ErgastF1
Ergast.com is a webservice that provides a database of Formula 1 races, starting from the 1950 season until today. The dataset includes information such as the time taken in each lap, the time taken for pit stops, the performance in the qualifying rounds etc. of all Formula 1 races from 1950 to 2017. The task is to predict the winner (or tied winners) of a race with the data available up to the start of the race (e.g., the list of the race attendees and qualifying times are known but their lap times in the race are not known).

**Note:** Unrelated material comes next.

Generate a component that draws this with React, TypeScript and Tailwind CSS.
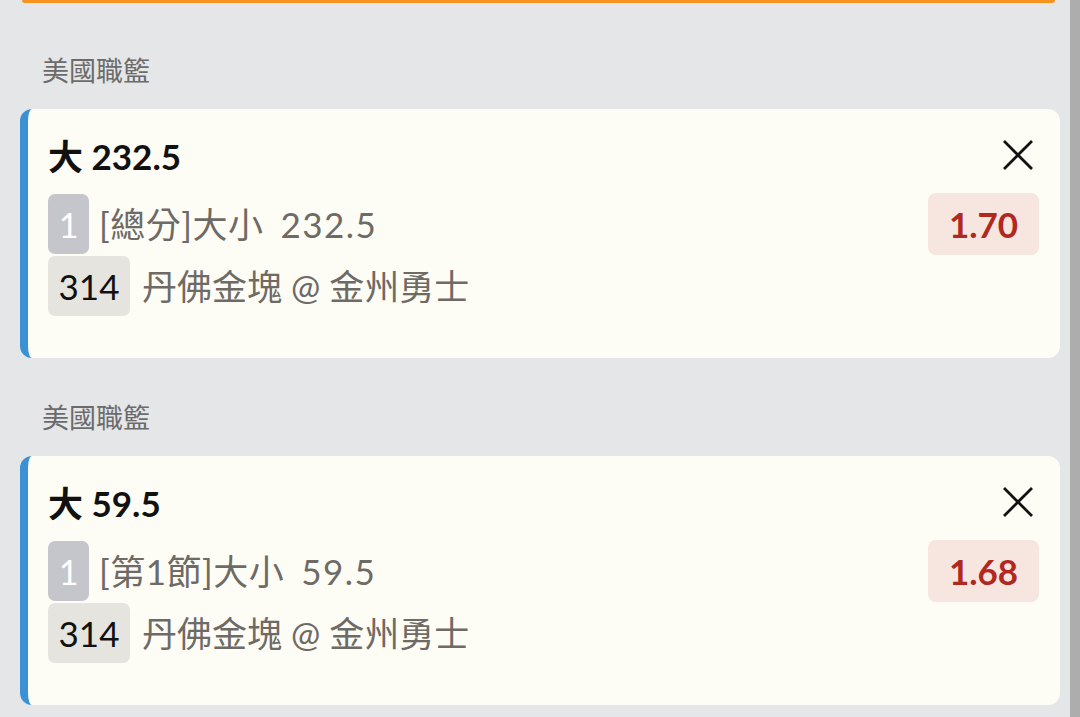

Original source: ergast.com
Versions
ErgastF1 (by Jan Motl)
Dataset details
- Associated task:
- Classification
- Domain:
- Sport
- Data types:
- Size:
- 60.4 MB
- Count of tables:
- 14
- Count of rows:
- 544,056
- Count of columns:
- 98
- Missing values:
- Yes
- Compound keys:
- No
- Loops:
- Yes
- Type:
- Real
- Instance count:
- 31,313
- Target table:
- target
- Target column:
- win
- Target ID:
- targetId
- Target timestamp:
- raceId
Algorithms
Dataset version | Target | Algorithm | Author text | Measure | Value |
---|---|---|---|---|---|
ErgastF1 | win | FastProp | getML: Feature Learning with AutoML to build end-to-end prediction pipelines | ROC AUC | 0.9242 |
ErgastF1 | win | Deep Feature Synthesis | featuretools | ROC AUC | 0.9202 |
ErgastF1 | win | FastProp | getML: Feature Learning with AutoML to build end-to-end prediction pipelines | Accuracy | 0.9727 |
ErgastF1 | win | Deep Feature Synthesis | featuretools | Accuracy | 0.9724 |
How to download the dataset
The datasets are publicly available directly from MariaDB database.
- Open your favourite MariaDB client (MySQL Workbench works, but see FAQ)
- Use following credentials:
- hostname: relational.fel.cvut.cz
- port: 3306
- username: guest
- password: ctu-relational
- Export "ErgastF1" database (or other version of the dataset, if available) in your favourite format (e.g. CSV or SQL dump).